Jika seseorang meninggal dunia dan masih memiliki utang puasa Ramadhan, ada dua kondisi:
- Jika ia tidak sempat mengqadhanya karena uzur yang berkelanjutan (misalnya, sakit parah dari Ramadhan hingga wafat), maka tidak ada kewajiban apa pun atas dirinya atau ahli warisnya, karena ia tidak memiliki kesempatan untuk menggantinya.
- Jika ia memiliki kesempatan untuk mengqadha tetapi menundanya hingga wafat, maka menurut pendapat yang paling kuat, walinya (ahli waris atau kerabat dekat) dianjurkan untuk berpuasa atas namanya. Hal ini berdasarkan hadis: "Barangsiapa yang meninggal dunia dan memiliki utang puasa, maka walinya berpuasa untuknya." (HR. Bukhari dan Muslim). Jika walinya tidak mampu atau tidak mau berpuasa, mereka bisa membayar fidyah dari harta warisan si mayit sebelum dibagikan.
3. Bolehkah Mengganti Puasa di Hari Jumat Saja?
Terdapat hadis yang melarang mengkhususkan hari Jumat untuk berpuasa sunnah, kecuali jika berpuasa sehari sebelum atau sesudahnya. Namun, larangan ini berlaku untuk puasa sunnah. Adapun untuk puasa wajib seperti qadha Ramadhan, para ulama memperbolehkannya.
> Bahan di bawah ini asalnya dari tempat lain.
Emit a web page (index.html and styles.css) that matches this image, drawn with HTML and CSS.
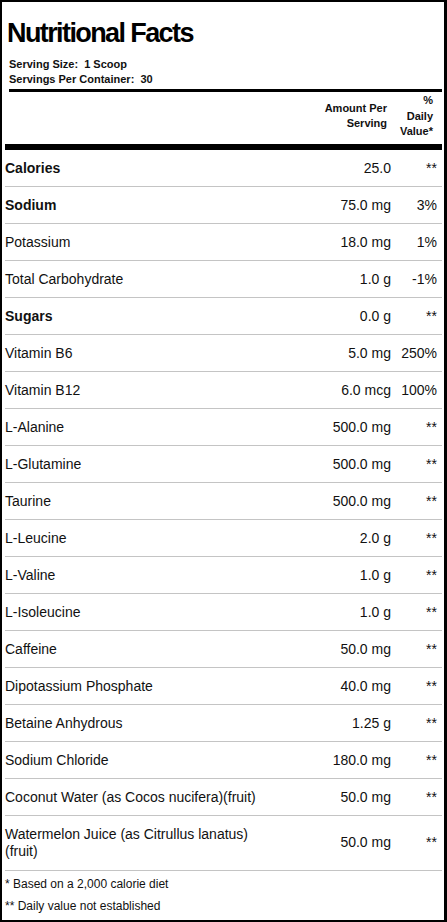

Jadi, jika seseorang hanya memiliki waktu luang untuk mengqadha puasa pada hari Jumat, maka hal itu diperbolehkan dan puasanya sah, tanpa perlu berpuasa di hari Sabtu atau Kamis.
4. Bagaimana Jika Membatalkan Puasa Qadha di Tengah Hari?
Jika seseorang sedang menjalankan puasa qadha lalu dengan sengaja membatalkannya tanpa uzur syar'i (misalnya karena diajak makan teman), maka ia berdosa karena telah mempermainkan ibadah yang hukumnya wajib. Ia wajib bertaubat dan harus mengganti hari puasa qadha tersebut di lain waktu. Tidak ada kewajiban kafarat (denda) seperti pada kasus membatalkan puasa Ramadhan dengan sengaja, namun kewajiban untuk mengganti hari itu tetap ada.
Hikmah di Balik Syariat Qadha Puasa
Setiap perintah dan larangan dalam Islam pasti mengandung hikmah yang mendalam. Begitu pula dengan disyariatkannya qadha puasa. Beberapa hikmah yang dapat kita petik adalah:
- Menunjukkan Sifat Rahman dan Rahim Allah: Adanya rukhsah (keringanan) untuk tidak berpuasa bagi mereka yang memiliki uzur adalah bukti kasih sayang Allah kepada hamba-Nya. Allah tidak membebani seseorang di luar batas kemampuannya.
- Mendidik Rasa Tanggung Jawab: Kewajiban untuk "membayar utang" puasa mendidik seorang Muslim untuk menjadi pribadi yang bertanggung jawab atas kewajiban-kewajibannya kepada Allah. Ini melatih disiplin dan kesadaran spiritual.
- Kesempatan Beribadah Berkelanjutan: Dengan adanya qadha, seorang Muslim memiliki kesempatan untuk merasakan spiritualitas puasa di luar bulan Ramadhan. Ini menjaga koneksi spiritualnya dan membuatnya senantiasa ingat akan keagungan ibadah puasa.
- Menguji Ketaatan: Melaksanakan puasa qadha di luar Ramadhan, di saat orang lain tidak berpuasa, merupakan ujian ketaatan dan keikhlasan yang lebih besar. Seseorang melakukannya murni karena kesadaran akan perintah Allah, bukan karena suasana atau lingkungan yang mendukung.
Sebagai penutup, menunaikan qadha puasa Ramadhan adalah cerminan dari kesempurnaan iman dan ketundukan seorang hamba kepada Rabb-nya. Dengan memahami niat, tata cara, dan hukum yang terkait, kita dapat melaksanakan kewajiban ini dengan baik dan benar, sehingga terbebas dari tanggungan di hadapan Allah SWT kelak. Semoga Allah senantiasa memberikan kita kemudahan dalam menjalankan segala perintah-Nya dan menerima setiap amal ibadah kita.